John le Carre's been a bestselling author for twice as long as I've been alive. By itself, that doesn't mean much: Michael Crichton, whose novels are marginally more intellectually stimulating than repeated punches to the head, published the breakout-hit The Andromedea Strain in 1969, just six years after le Carre's career-establishing bestseller The Spy Who Came In From the Cold. Popularity is no guarantee of quality.
But neither does popularity preclude it. (Witness JK Rowling, William Shakespeare, and Salmon Rushdie.) While it's easy to presume le Carre's work to be standard 'page-turner' pulp like John Grisham or Dan Brown--in which cardboard characters and shallow cliches are hitched to a fast-moving plot--the fact is that his novels are of a different order than the rest of the bestselling thrillers he's shelved with. Le Carre, above all, is a master of psychological motivation: his spy stories show us characters whose talent at dissembling wreaks dysfunction on the rest of their lives. His spymaster George Smiley is the anti-James Bond: a humble, thoughtful, slow-moving investigator whose success at espionage is matched only by his incompetence at real life.
Le Carre is also one of our best social prophets.
He began writing while he worked for British intelligence in the post-WWII period, and his insider's perspective produced sympathetic and complex portraits of Cold War maneuvering. The fall of the Berlin Wall made his writing no less astute: with end of Soviet communism, le Carre accurately perceives that the greatest threat to liberal democracy today is the creeping influence of private capital. He displays this marvelously in The Constant Gardener, which is based upon a real case of corporate malfeasance in the developing world. In 2003, at the height of war-fever, he published this editorial denouncing the Iraq invasion as the duplicitous, destructive stunt which it was (and is now, in hindsight, widely recognized as).

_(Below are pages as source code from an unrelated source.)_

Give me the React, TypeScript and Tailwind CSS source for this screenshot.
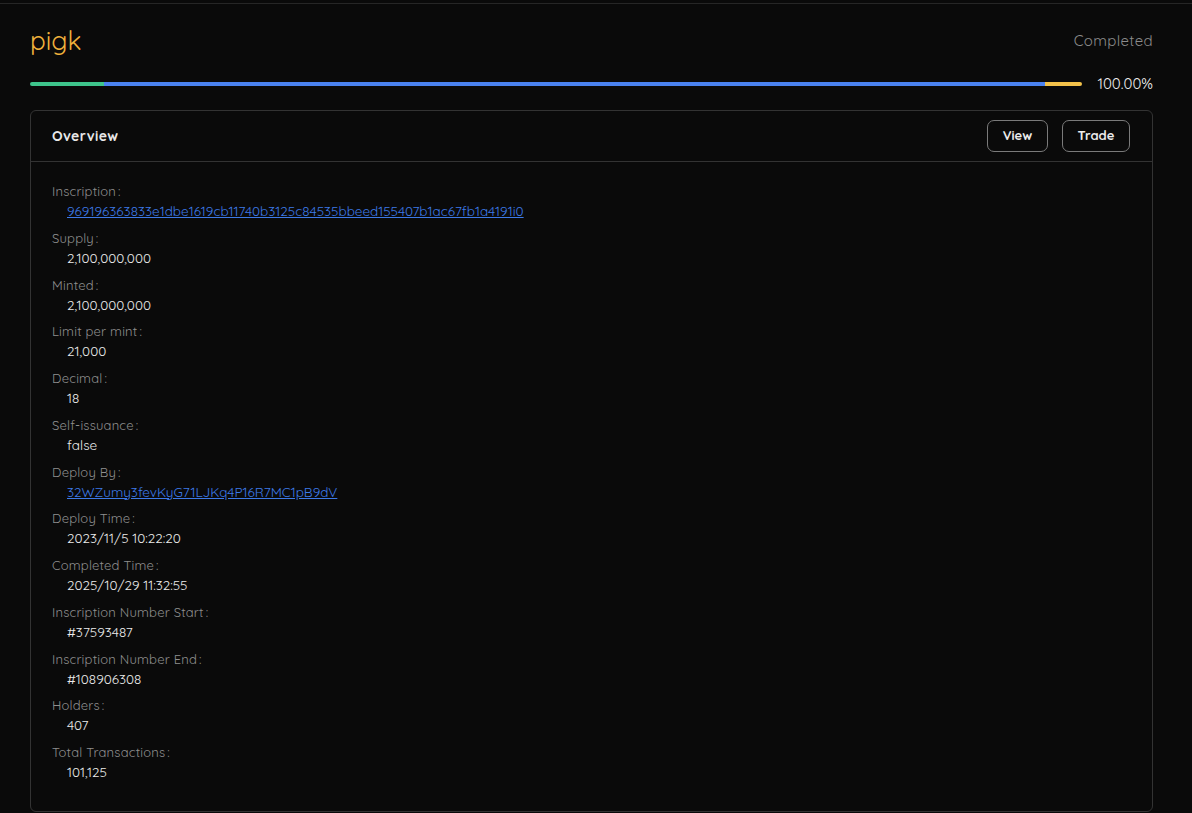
import React from 'react';

const rows: { label: string; value: string; link?: boolean }[] = [
  { label: 'Inscription', value: '969196363833e1dbe1619cb11740b3125c84535bbeed155407b1ac67fb1a4191i0', link: true },
  { label: 'Supply', value: '2,100,000,000' },
  { label: 'Minted', value: '2,100,000,000' },
  { label: 'Limit per mint', value: '21,000' },
  { label: 'Decimal', value: '18' },
  { label: 'Self-issuance', value: 'false' },
  { label: 'Deploy By', value: '32WZumy3fevKyG71LJKq4P16R7MC1pB9dV', link: true },
  { label: 'Deploy Time', value: '2023/11/5 10:22:20' },
  { label: 'Completed Time', value: '2025/10/29 11:32:55' },
  { label: 'Inscription Number Start', value: '#37593487' },
  { label: 'Inscription Number End', value: '#108906308' },
  { label: 'Holders', value: '407' },
  { label: 'Total Transactions', value: '101,125' },
];

export default function App() {
  return (
    <div className="min-h-[813px] bg-[#0a0a0a] text-[#e5e5e5]" style={{ fontFamily: 'Quicksand, Lato, sans-serif' }}>
      <div className="h-[4px] border-b border-[#262626]" />
      <div className="pl-[30px] pr-[39px] pt-[21px]">
        {/* Title */}
        <div className="flex items-center justify-between h-[32px]">
          <h1 className="text-[26px] text-[#f0b13c] leading-none">pigk</h1>
          <span className="text-[15px] text-[#8c8c8c] tracking-wide">Completed</span>
        </div>

        {/* Progress */}
        <div className="mt-[19px] flex items-center">
          <div className="flex-1 h-[4px] rounded-full overflow-hidden flex">
            <div className="w-[74px] bg-[#3ec58c]" />
            <div className="flex-1 bg-[#4a82f0]" />
            <div className="w-[37px] bg-[#f3c24a]" />
          </div>
          <span className="ml-[15px] text-[15px] text-[#f0f0f0] leading-none">100.00%</span>
        </div>

        {/* Overview card */}
        <div className="mt-[19px] border border-[#333] rounded-[6px]">
          <div className="h-[51px] flex items-center justify-between pl-[21px] pr-[22px] border-b border-[#333]">
            <h2 className="text-[14px] font-bold text-[#e8e8e8] tracking-wide">Overview</h2>
            <div className="flex gap-[14px]">
              <button className="h-[32px] w-[61px] rounded-[7px] border border-[#7a7a7a] text-[13px] font-bold text-[#ececec]">
                View
              </button>
              <button className="h-[32px] w-[68px] rounded-[7px] border border-[#7a7a7a] text-[13px] font-bold text-[#ececec]">
                Trade
              </button>
            </div>
          </div>

          <div className="pl-[21px] pt-[19px] pb-[22px]">
            {rows.map((r) => (
              <div key={r.label} className="mb-[6.75px]">
                <div className="h-[20px] leading-[20px] text-[13px] text-[#8f8f8f] tracking-[0.2px]">
                  {r.label}
                  <span className="ml-[2px]">:</span>
                </div>
                <div className="h-[20px] leading-[20px] text-[13.5px] pl-[15px]">
                  {r.link ? (
                    <a href="#" className="text-[#3d7ae8] underline">{r.value}</a>
                  ) : (
                    <span className="text-[#ececec]">{r.value}</span>
                  )}
                </div>
              </div>
            ))}
          </div>
        </div>
      </div>
    </div>
  );
}
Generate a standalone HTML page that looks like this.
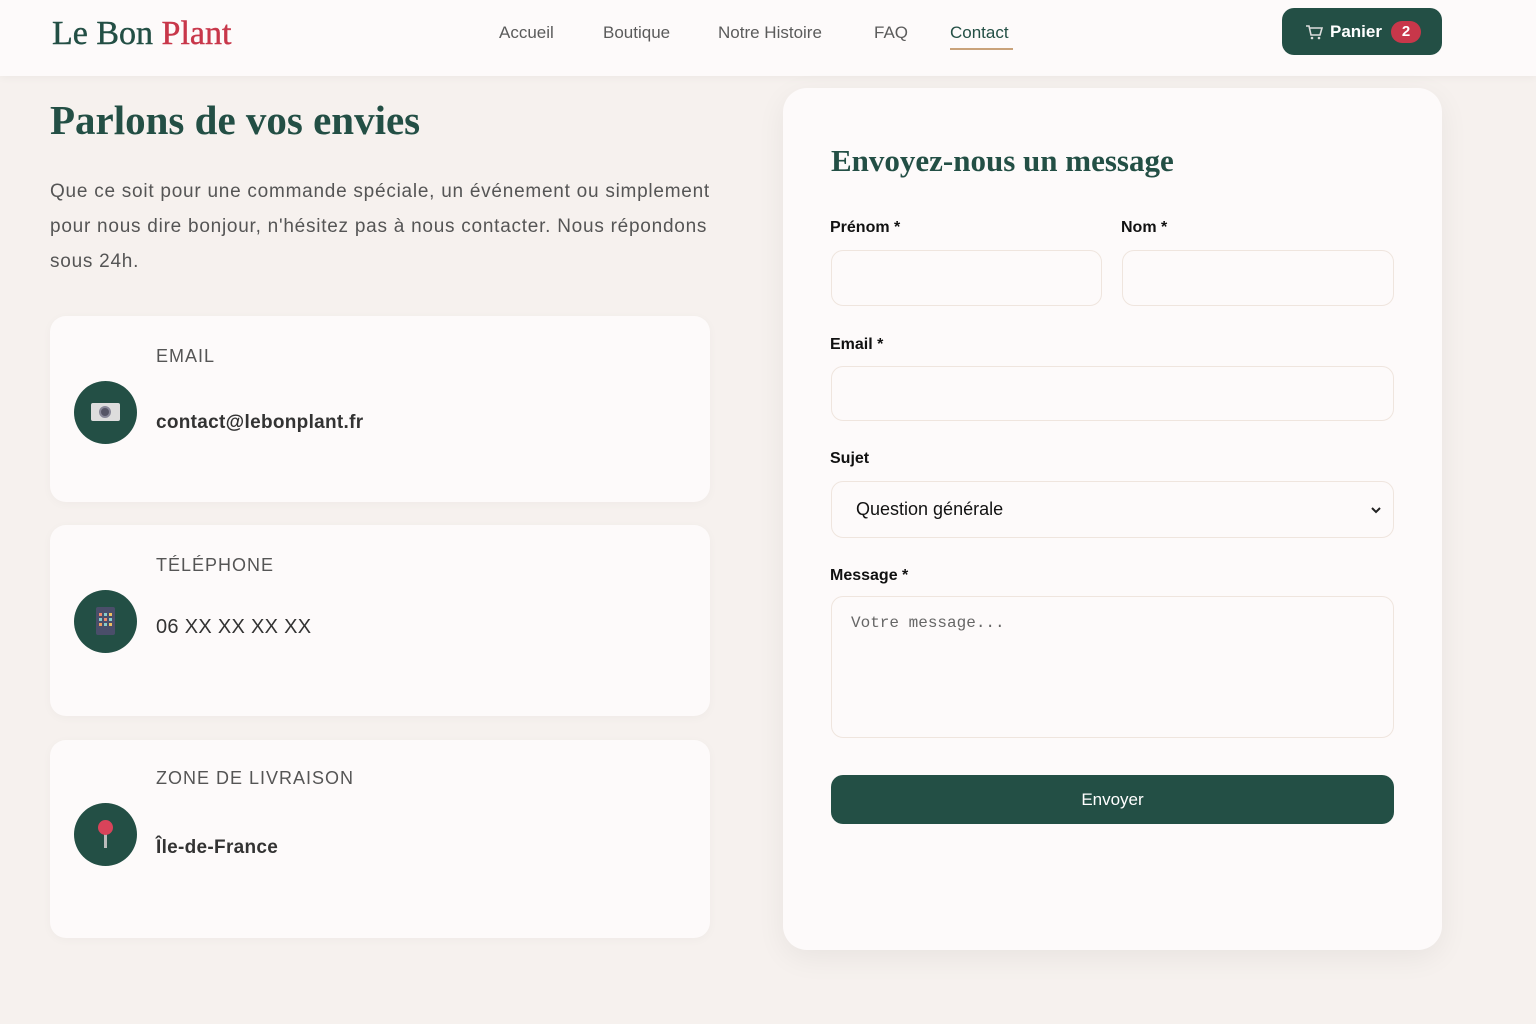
<!DOCTYPE html>
<html><head><meta charset="utf-8"><style>
*{box-sizing:border-box;margin:0;padding:0}
body{width:1536px;height:1024px;background:#f6f1ee;font-family:"Liberation Sans",sans-serif;position:relative;overflow:hidden;color:#333}
.abs{position:absolute}
header{position:absolute;left:0;top:0;width:1536px;height:76px;background:#fdfafa;box-shadow:0 2px 8px rgba(0,0,0,0.04)}
.logo{left:52px;top:15px;font-family:"Liberation Serif",serif;font-size:34px;color:#234f45;white-space:nowrap;-webkit-text-stroke:0.4px currentColor}
.logo span{color:#c8374a}
.nav{top:23px;font-size:17px;color:#5b5b5b;white-space:nowrap}
.panier{left:1282px;top:8px;width:160px;height:47px;background:#234f45;border-radius:12px;color:#fff;font-weight:bold;font-size:17px}
.badge{position:absolute;left:109px;top:12px;width:30px;height:22px;border-radius:11px;background:#c8374a;color:#fff;font-size:15px;text-align:center;line-height:22px}
h1{position:absolute;left:50px;top:96px;font-family:"Liberation Serif",serif;font-size:41px;color:#234f45;font-weight:bold;white-space:nowrap}
.intro{left:50px;top:174px;width:672px;font-size:19px;line-height:35px;color:#555;letter-spacing:0.75px}
.card{position:absolute;left:50px;width:660px;background:#fdfafa;border-radius:16px;box-shadow:0 2px 10px rgba(0,0,0,0.03)}
.circ{position:absolute;left:24px;width:63px;height:63px;border-radius:50%;background:#234f45}
.lab{position:absolute;left:106px;font-size:18px;letter-spacing:1px;color:#555}
.val{position:absolute;left:106px;font-size:19px;color:#333;font-weight:bold;letter-spacing:0.3px}
.form{left:783px;top:88px;width:659px;height:862px;background:#fdfafa;border-radius:24px;box-shadow:0 8px 30px rgba(0,0,0,0.06)}
.ft{left:48px;top:55px;font-family:"Liberation Serif",serif;font-size:31px;font-weight:bold;color:#234f45;white-space:nowrap}
.fl{position:absolute;font-size:16px;font-weight:bold;color:#111}
.in{position:absolute;border:1.5px solid #efe5de;border-radius:12px;background:#fdfafa}
.btn{left:48px;top:687px;width:563px;height:49px;background:#234f45;border-radius:12px;color:#fff;font-size:17px;text-align:center;line-height:49px}
</style></head><body>
<header>
<div class="abs logo">Le Bon <span>Plant</span></div>
<div class="abs nav" style="left:499px">Accueil</div>
<div class="abs nav" style="left:603px">Boutique</div>
<div class="abs nav" style="left:718px">Notre Histoire</div>
<div class="abs nav" style="left:874px">FAQ</div>
<div class="abs nav" style="left:950px;color:#234f45">Contact</div>
<div class="abs" style="left:950px;top:48px;width:63px;height:2px;background:#c9a27a"></div>
<div class="abs panier">
<svg class="abs" style="left:23px;top:16px" width="18" height="16" viewBox="0 0 18 16"><path d="M1 2h3l2 9h9l2-7H5" fill="none" stroke="#ddd" stroke-width="1.6"/><circle cx="7" cy="14" r="1.3" fill="#ddd"/><circle cx="14" cy="14" r="1.3" fill="#ddd"/></svg>
<div class="abs" style="left:48px;top:14px">Panier</div>
<div class="badge" style="top:13px">2</div>
</div>
</header>
<h1>Parlons de vos envies</h1>
<div class="abs intro">Que ce soit pour une commande spéciale, un événement ou simplement pour nous dire bonjour, n'hésitez pas à nous contacter. Nous répondons sous 24h.</div>

<div class="card" style="top:316px;height:186px">
<div class="lab" style="top:30px">EMAIL</div>
<div class="circ" style="top:65px"><div class="abs" style="left:17px;top:22px;width:29px;height:18px;background:#ddd;border-radius:2px"></div><div class="abs" style="left:25px;top:25px;width:12px;height:12px;border-radius:50%;background:#556;border:2px solid #889"></div></div>
<div class="val" style="top:96px">contact@lebonplant.fr</div>
</div>
<div class="card" style="top:525px;height:191px">
<div class="lab" style="top:30px">TÉLÉPHONE</div>
<div class="circ" style="top:65px"><div class="abs" style="left:22px;top:17px;width:19px;height:28px;background:#4a4e6a;border-radius:2px"></div>
<svg class="abs" style="left:24px;top:22px" width="15" height="15"><g><rect x="1" y="1" width="3" height="3" fill="#f08a6b"/><rect x="6" y="1" width="3" height="3" fill="#8cc"/><rect x="11" y="1" width="3" height="3" fill="#f0c060"/><rect x="1" y="6" width="3" height="3" fill="#8cc"/><rect x="6" y="6" width="3" height="3" fill="#f08a6b"/><rect x="11" y="6" width="3" height="3" fill="#8cc"/><rect x="1" y="11" width="3" height="3" fill="#f0a060"/><rect x="6" y="11" width="3" height="3" fill="#8cc"/><rect x="11" y="11" width="3" height="3" fill="#f0c060"/></g></svg></div>
<div class="val" style="top:91px;font-weight:normal;font-size:20px">06 XX XX XX XX</div>
</div>
<div class="card" style="top:740px;height:198px">
<div class="lab" style="top:28px">ZONE DE LIVRAISON</div>
<div class="circ" style="top:63px"><div class="abs" style="left:30px;top:25px;width:3px;height:20px;background:#bbb"></div><div class="abs" style="left:24px;top:17px;width:15px;height:15px;border-radius:50%;background:#d9435a"></div></div>
<div class="val" style="top:97px">Île-de-France</div>
</div>

<div class="abs form">
<div class="abs ft">Envoyez-nous un message</div>
<div class="fl" style="left:47px;top:131px">Prénom *</div>
<div class="fl" style="left:338px;top:131px">Nom *</div>
<div class="in" style="left:48px;top:162px;width:271px;height:56px"></div>
<div class="in" style="left:339px;top:162px;width:272px;height:56px"></div>
<div class="fl" style="left:47px;top:248px">Email *</div>
<div class="in" style="left:48px;top:278px;width:563px;height:55px"></div>
<div class="fl" style="left:47px;top:362px">Sujet</div>
<div class="in" style="left:48px;top:393px;width:563px;height:57px"><div class="abs" style="left:24px;top:17px;font-size:18px;color:#111">Question générale</div>
<svg class="abs" style="left:538px;top:23px" width="12" height="10"><path d="M2 3l4 4 4-4" fill="none" stroke="#222" stroke-width="2"/></svg></div>
<div class="fl" style="left:47px;top:479px">Message *</div>
<div class="in" style="left:48px;top:508px;width:563px;height:142px"><div class="abs" style="left:19px;top:17px;font-family:'Liberation Mono',monospace;font-size:16px;color:#666">Votre message...</div></div>
<div class="abs btn">Envoyer</div>
</div>
</body></html>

Our Kind of Traitor is le Carre's most recent work, published in 2010. It's no coincidence that it came out two years after the 2008 financial crash; at the center of Traitor's plot is the influence of capital itself. For le Carre, black markets are to global capitalism as the repressed Id is to the Super-Ego for Freud, or as the Dionysian is to the Apollonian for Nietzsche. Considering that about half the world's jobs are in black- or grey-markets (and that about a seventh of humanity are squatters, and thus necessarily excluded from the legitimate economy), Traitor's basic conflict between the noble true-believers in old-fashioned liberalism vs. the amoral omnipotence of market forces is deeply relevant. In an age when the legitimate economy is on its knees, is it any wonder that our leaders make loud noises about their humanitarian ideals while slyly collaborating with representatives of the shadow market?
Le Carre is a master of plot, character, and social criticism. His latest novel should be on your bedside table.